** begin Data lines **

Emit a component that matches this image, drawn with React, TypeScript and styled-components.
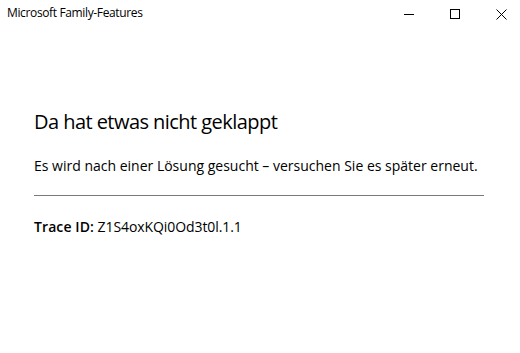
import React from "react";
import styled, { createGlobalStyle } from "styled-components";

const Global = createGlobalStyle`
  html, body { margin: 0; padding: 0; background: #ffffff; }
  body { font-family: "Segoe UI", "Open Sans", "Noto Sans", sans-serif; color: #000; }
`;

const Window = styled.div`
  width: 520px;
  height: 353px;
  background: #fff;
  display: flex;
  flex-direction: column;
  overflow: hidden;
`;

const TitleBar = styled.div`
  height: 28px;
  display: flex;
  align-items: flex-start;
  justify-content: space-between;
`;

const TitleText = styled.div`
  font-size: 12px;
  line-height: 16px;
  padding: 5px 0 0 7px;
  color: #000;
  letter-spacing: -0.36px;
`;

const Controls = styled.div`
  display: flex;
  margin-right: -4px;
`;

const CtrlButton = styled.div`
  width: 46px;
  height: 28px;
  display: flex;
  align-items: center;
  justify-content: center;
`;

const Content = styled.div`
  padding: 80px 36px 0 34px;
  display: flex;
  flex-direction: column;
`;

const Heading = styled.h1`
  margin: 0;
  font-size: 20px;
  font-weight: 400;
  line-height: 28px;
  letter-spacing: -0.55px;
`;

const Message = styled.p`
  margin: 20px 0 0;
  font-size: 14px;
  line-height: 20px;
  letter-spacing: 0;
`;

const Divider = styled.hr`
  margin: 19px 0 0;
  border: none;
  height: 1px;
  background: #7a7a7a;
`;

const Trace = styled.p`
  margin: 21px 0 0;
  font-size: 14px;
  line-height: 20px;
  letter-spacing: -0.08px;
`;

const Label = styled.span`
  font-weight: 600;
  letter-spacing: 0.1px;
`;

export default function App() {
  return (
    <>
      <Global />
      <Window>
        <TitleBar>
          <TitleText>Microsoft Family-Features</TitleText>
          <Controls>
            <CtrlButton>
              <svg width="10" height="10" viewBox="0 0 10 10">
                <path d="M0 5.5H10" stroke="#000" strokeWidth="1" />
              </svg>
            </CtrlButton>
            <CtrlButton>
              <svg width="10" height="10" viewBox="0 0 10 10">
                <rect x="0.5" y="0.5" width="9" height="9" fill="none" stroke="#000" strokeWidth="1" />
              </svg>
            </CtrlButton>
            <CtrlButton>
              <svg width="11" height="11" viewBox="0 0 11 11">
                <path d="M0.5 0.5L10.5 10.5M10.5 0.5L0.5 10.5" stroke="#000" strokeWidth="1" />
              </svg>
            </CtrlButton>
          </Controls>
        </TitleBar>
        <Content>
          <Heading>Da hat etwas nicht geklappt</Heading>
          <Message>Es wird nach einer Lösung gesucht – versuchen Sie es später erneut.</Message>
          <Divider />
          <Trace>
            <Label>Trace ID:</Label> Z1S4oxKQi0Od3t0l.1.1
          </Trace>
        </Content>
      </Window>
    </>
  );
}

** end Data lines **

» **Aim of the task**
Examine the listing and say how many of its lines contain the string "components". Give the number alone.

» **Response for this exercise**
2